The Long Loneliness

My Story

The thing about this 3-year healing journey I’ve been on is that so far, I’ve done it all alone. I haven’t been without guides and companions, certainly. The medicine cards don’t read themselves. But mostly those companions have been fleeting. People coming into my life at the moment I was most ready for what they had to teach, then fading gently into the background as I walked forward on my path.

Certainly, many people have noticed a change in me. The pounds coming off, the light coming back into my eyes, the weight of old hurts being released from my shoulders. But I’ve not shared much with anyone along the way. It’s been an intensely personal process, and something I haven’t quite known how to talk about except in vague generalities. I mean, who would even take me seriously, given the range of crazy things I’ve tried? Well, here’s hoping that you’ll take me seriously—whoever you are. If you’re still reading, I guess that’s a good sign.

The point is that all of this healing without sharing has been lonely. A good kind of lonely, maybe—the kind usually described with lovely-sounding words like solitude or seclusion. But lately it’s started to feel like my period of spiritual confinement might be coming to an end.

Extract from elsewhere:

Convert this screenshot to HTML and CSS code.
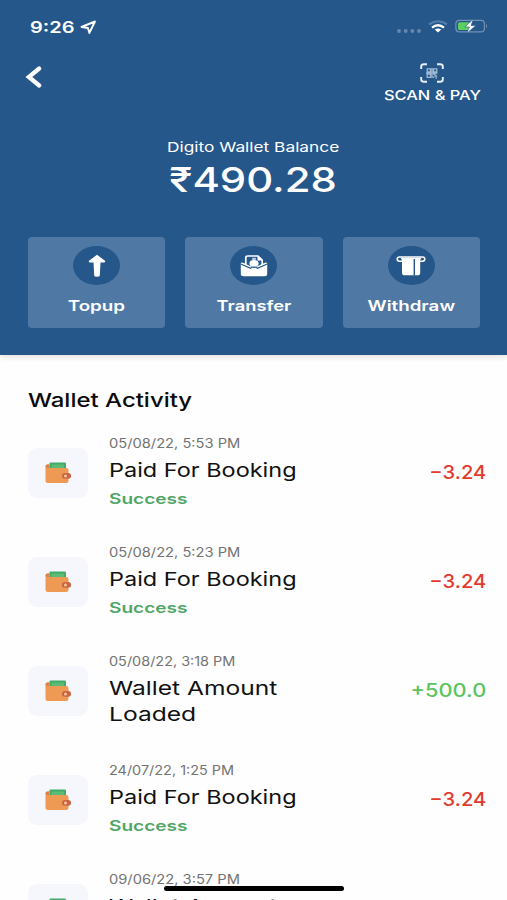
FILE: index.html
```html
<!DOCTYPE html>
<html lang="en">
<head>
<meta charset="utf-8">
<title>Digito Wallet</title>
<link rel="stylesheet" href="styles.css">
</head>
<body>
<svg class="defs" aria-hidden="true">
  <symbol id="wallet" viewBox="0 0 28 24">
    <rect x="5.500" y="1.500" width="16.500" height="12" rx="1" fill="#43aa69"/>
    <rect x="7.500" y="3.500" width="12.500" height="6" fill="#5dbb78"/>
    <path d="M1.500 5.500Q1.500 3.500 3.500 3.500H5.500V7H22Q24.500 7 24.500 9V19.500Q24.500 22 22 22H4Q1.500 22 1.500 19.500Z" fill="#ee9a55"/>
    <path d="M1.500 5.500Q2 7 4.500 7H5.500V3.500H3.500Q1.500 3.500 1.500 5.500Z" fill="#d98246"/>
    <rect x="18" y="12" width="9" height="5.800" rx="2.700" fill="#c96542"/>
    <circle cx="21.500" cy="14.900" r="1.500" fill="#f5c59b"/>
  </symbol>
</svg>
<header class="header">
  <div class="status">
    <span class="time wide">9:26</span>
    <svg class="loc" width="17" height="15" viewBox="0 0 17 15"><path d="M1.500 7 15 1.500 9.300 13 8 8Z" fill="none" stroke="#fff" stroke-width="1.900" stroke-linejoin="round"/></svg>
    <div class="indicators">
      <svg width="24" height="6" viewBox="0 0 24 6" fill="#6788af"><circle cx="2" cy="3" r="1.900"/><circle cx="8.700" cy="3" r="1.900"/><circle cx="15.300" cy="3" r="1.900"/><circle cx="22" cy="3" r="1.900"/></svg>
      <svg width="20" height="13" viewBox="0 0 20 13" fill="none"><path d="M1 4.500Q10-2 19 4.500" stroke="#557da8" stroke-width="2.200"/><path d="M4 7.600Q10 3 16 7.600" stroke="#fff" stroke-width="2.400"/><path d="M6.800 9.500Q10 7.600 13.200 9.500L10 12.500Z" fill="#fff"/></svg>
      <svg width="34" height="15" viewBox="0 0 34 15"><rect x=".9" y="1.400" width="28.500" height="11.500" rx="3.500" fill="none" stroke="#7292b5" stroke-width="1.200"/><path d="M31 5Q33 7 31 9.300Z" fill="#7292b5"/><rect x="3" y="3.300" width="12" height="7.700" rx="1.500" fill="#5bd05f"/><path d="M18.500 0 9.800 8H14.500L11.500 14.500 21 6.500H16Z" fill="#fff" stroke="#25578b" stroke-width=".6"/></svg>
    </div>
  </div>
  <div class="nav">
    <svg class="back" width="17" height="22" viewBox="0 0 17 22"><path d="M14.200 2.500 3.800 11 14.200 19.500" fill="none" stroke="#fff" stroke-width="4.200" stroke-linecap="round" stroke-linejoin="miter"/></svg>
    <div class="scan">
      <svg width="24" height="20" viewBox="0 0 24 20" fill="none" stroke="#e8eff7"><path d="M1.200 6V3.500Q1.200 1.200 4 1.200H7M17 1.200H20Q22.800 1.200 22.800 3.500V6M22.800 14V16.500Q22.800 18.800 20 18.800H17M7 18.800H4Q1.200 18.800 1.200 16.500V14" stroke-width="1.900"/><path d="M7.200 5.800H10.500V9H7.200ZM13.500 5.800H16.800V9H13.500ZM7.200 11.200H10.500V14.400H7.200ZM13 11.200H15V13H17.200M13.500 15V13.500M17 15H15.500M12 5V15M6 10.200H17.500" stroke="#9fb8d4" stroke-width="1.300"/></svg>
      <span class="scan-text wide">SCAN &amp; PAY</span>
    </div>
  </div>
  <div class="balance">
    <span class="balance-label wide">Digito Wallet Balance</span>
    <span class="balance-value wide">₹490.28</span>
  </div>
  <div class="actions">
    <div class="action">
      <div class="disc"><svg width="18" height="24" viewBox="0 0 18 24" fill="#fff"><path d="M9 .8 17.300 7Q17.500 8.500 15.500 8.500H12.500L11.800 21.500Q11.700 22.800 9 22.800Q6.300 22.800 6.200 21.500L5.500 8.500H2.500Q.5 8.500.7 7Z"/></svg></div>
      <span class="action-text topup wide">Topup</span>
    </div>
    <div class="action">
      <div class="disc"><svg width="28" height="22" viewBox="0 0 28 22"><path d="M5.800 10V2.500Q5.800 1 8 1H18L22.200 5V10" fill="none" stroke="#fff" stroke-width="1.700"/><path d="M17.500 1V5.500H22.500Z" fill="#fff"/><rect x="12" y="2.800" width="4" height="2.200" rx=".8" fill="#b9cadd"/><ellipse cx="14" cy="8.500" rx="4.600" ry="3.400" fill="#fff"/><path d="M.8 8.500Q.8 7.500 2 7.500L5 8.500 14 13 23 8.500 26 7.500Q27.200 7.500 27.200 8.500V18.800Q27.200 21.300 24.500 21.300H3.500Q.8 21.300.8 18.800Z" fill="#fff"/><path d="M.8 9 10.500 13.200Q14 10.800 17.500 13.200L27.200 9" fill="none" stroke="#25578b" stroke-width="1.200"/></svg></div>
      <span class="action-text transfer wide">Transfer</span>
    </div>
    <div class="action">
      <div class="disc"><svg width="30" height="20" viewBox="0 0 30 20"><path d="M6 5.200H3.500Q1.200 5.200 1.200 3.100T3.500 1H26.500Q28.800 1 28.800 3.100T26.500 5.200H24" fill="none" stroke="#fff" stroke-width="1.600"/><path d="M4.500 1.800H25.500L24.200 4V17Q24.200 19.300 21.500 19.300H8.800Q6 19.300 6 17V5Q6 3 4.500 1.800Z" fill="#fff"/><path d="M18.300 3V19.500" stroke="#25578b" stroke-width="1.400"/></svg></div>
      <span class="action-text withdraw wide">Withdraw</span>
    </div>
  </div>
</header>
<main class="activity">
  <h1 class="heading"><span class="wide">Wallet Activity</span></h1>
  <article class="row">
    <div class="thumb"><svg width="28" height="24"><use href="#wallet"/></svg></div>
    <div class="info">
      <span class="date wide">05/08/22, 5:53 PM</span>
      <span class="title wide">Paid For Booking</span>
      <span class="state wide">Success</span>
    </div>
    <span class="amount debit wide">−3.24</span>
  </article>
  <article class="row">
    <div class="thumb"><svg width="28" height="24"><use href="#wallet"/></svg></div>
    <div class="info">
      <span class="date wide">05/08/22, 5:23 PM</span>
      <span class="title wide">Paid For Booking</span>
      <span class="state wide">Success</span>
    </div>
    <span class="amount debit wide">−3.24</span>
  </article>
  <article class="row">
    <div class="thumb"><svg width="28" height="24"><use href="#wallet"/></svg></div>
    <div class="info">
      <span class="date short wide">05/08/22, 3:18 PM</span>
      <span class="title loaded wide">Wallet Amount<br>Loaded</span>
    </div>
    <span class="amount credit wide">+500.0</span>
  </article>
  <article class="row">
    <div class="thumb"><svg width="28" height="24"><use href="#wallet"/></svg></div>
    <div class="info">
      <span class="date short wide">24/07/22, 1:25 PM</span>
      <span class="title wide">Paid For Booking</span>
      <span class="state wide">Success</span>
    </div>
    <span class="amount debit wide">−3.24</span>
  </article>
  <article class="row">
    <div class="thumb"><svg width="28" height="24"><use href="#wallet"/></svg></div>
    <div class="info">
      <span class="date wide">09/06/22, 3:57 PM</span>
      <span class="title loaded wide">Wallet Amount</span>
    </div>
  </article>
</main>
<div class="home-bar"></div>
</body>
</html>
```
FILE: styles.css
```css
* { box-sizing: border-box; }
html, body { height: 900px; overflow: hidden; }
body {
  margin: 0;
  position: relative;
  background: #fefefe;
  font-family: Inter, "Liberation Sans", sans-serif;
  color: #111;
}
svg { display: block; flex: none; }
.defs { position: absolute; width: 0; height: 0; }

/* Extended letterforms: each text style sets its own stretch. */
.wide {
  display: block;
  width: max-content;
  white-space: nowrap;
  transform: scaleX(var(--stretch, 1.25));
  transform-origin: left center;
}

.header {
  height: 355px;
  background: #25578b;
  color: #fff;
  box-shadow: 0 1px 6px rgba(60, 40, 30, .18);
}
.status {
  display: flex;
  align-items: center;
  height: 53px;
  padding: 0 18px 0 30px;
}
.time { width: 50px; font-size: 16px; font-weight: 600; }
.loc { margin-top: 1px; }
.indicators {
  display: flex;
  align-items: center;
  gap: 7px;
  margin-left: auto;
}
.indicators svg:first-child { margin-top: 8px; }
.nav {
  display: flex;
  justify-content: space-between;
  height: 84px;
  padding: 10px 26px 0 25px;
}
.back { margin-top: 3px; }
.scan { display: flex; flex-direction: column; align-items: center; width: 98px; }
.scan-text {
  --stretch: 1.2;
  margin-top: 2px;
  font-size: 13.7px;
  font-weight: 500;
  line-height: 20px;
  transform-origin: center;
}
.balance { display: flex; flex-direction: column; align-items: center; }
.balance-label {
  --stretch: 1.265;
  font-size: 13.7px;
  line-height: 20px;
  transform-origin: center;
}
.balance-value {
  --stretch: 1.23;
  font-size: 34px;
  font-weight: 500;
  line-height: 46px;
  transform-origin: center;
}
.actions {
  display: grid;
  grid-template-columns: repeat(3, 1fr);
  gap: 20px;
  margin-top: 34.4px;
  padding: 0 27px 0 28px;
}
.action {
  display: flex;
  flex-direction: column;
  align-items: center;
  height: 90.4px;
  padding-top: 9px;
  border-radius: 4px;
  background: #4f79a4;
}
.disc {
  display: flex;
  align-items: center;
  justify-content: center;
  width: 47px;
  height: 39px;
  border-radius: 50%;
  background: #25578b;
}
.action-text {
  margin-top: 11px;
  font-size: 14.7px;
  font-weight: 600;
  line-height: 20px;
  transform-origin: center;
}
.topup { --stretch: 1.28; }
.withdraw { --stretch: 1.275; }

.activity { padding: 32px 21px 0 28px; }
.heading {
  margin: 0 0 22px;
  font-size: 19.3px;
  font-weight: 500;
  line-height: 26px;
  color: #0a0a0a;
}
.heading .wide { --stretch: 1.243; }
.row {
  display: grid;
  grid-template-columns: 60px 1fr auto;
  column-gap: 21px;
  align-items: start;
  height: 109px;
}
.row:last-child { height: 30px; }
.thumb {
  display: flex;
  align-items: center;
  justify-content: center;
  height: 50px;
  margin-top: 13px;
  border-radius: 9px;
  background: #f5f7fc;
}
.date { --stretch: 1.175; font-size: 12.5px; line-height: 18px; color: #737373; }
.date.short { --stretch: 1.155; }
.title { --stretch: 1.217; margin-top: 4px; font-size: 19.3px; line-height: 26px; }
.title.loaded { --stretch: 1.275; }
.state {
  --stretch: 1.315;
  margin-top: 6px;
  font-size: 14.5px;
  font-weight: 600;
  line-height: 20px;
  color: #50a565;
}
.amount {
  --stretch: 1.18;
  margin-top: 24px;
  font-size: 18.5px;
  font-weight: 500;
  line-height: 26px;
  transform-origin: right center;
}
.debit { --stretch: 1.09; color: #e23b2e; }
.credit { color: #5cc45f; }

.home-bar {
  position: absolute;
  left: 164px;
  bottom: 9px;
  width: 180px;
  height: 5px;
  border-radius: 3px;
  background: #000;
}
```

Remember that commitment I made about following my intuition? Well, a few months ago I started to feel like it was time to open up and include other people in my healing process. I wasn’t sure what that feeling really meant, but as I have let it steep inside of me, I’ve come to see that of all the things I lost back in 2015, the one thing I haven’t gotten back is a strong sense of connection, closeness, and relationship. And I’ve even begun to wonder if I ever really had it at all. I’ve filled a lot of holes in my soul these past three years, but that one still gapes open, and it feels like I might finally be ready to start filling it in.

Writing a blog might seem like a slightly misguided—even narcissistic—way of connecting with people, but for me it seems like a good place to start. Mostly because the very first step in any kind of relationship is opening up a path to vulnerability. You can’t connect if you’re hiding. And back in Jordan I got so good at hiding that it took me three years to find myself again. But I think I’m nearly there.

So…here I am, opening myself to the world in an act of faith—faith that genuine expression can somehow fuel genuine connection. Even in the digital world. Of all the crazy things I’ve done over the past three years, this is by far the scariest. From the depths of that as-yet-unfilled hole in my soul, fear screams out that this particular cosmic trail of breadcrumbs could possibly lead off an existential cliff. But nothing I’ve done thus far has killed me. So here goes.

Welcome to my world. Welcome to my community.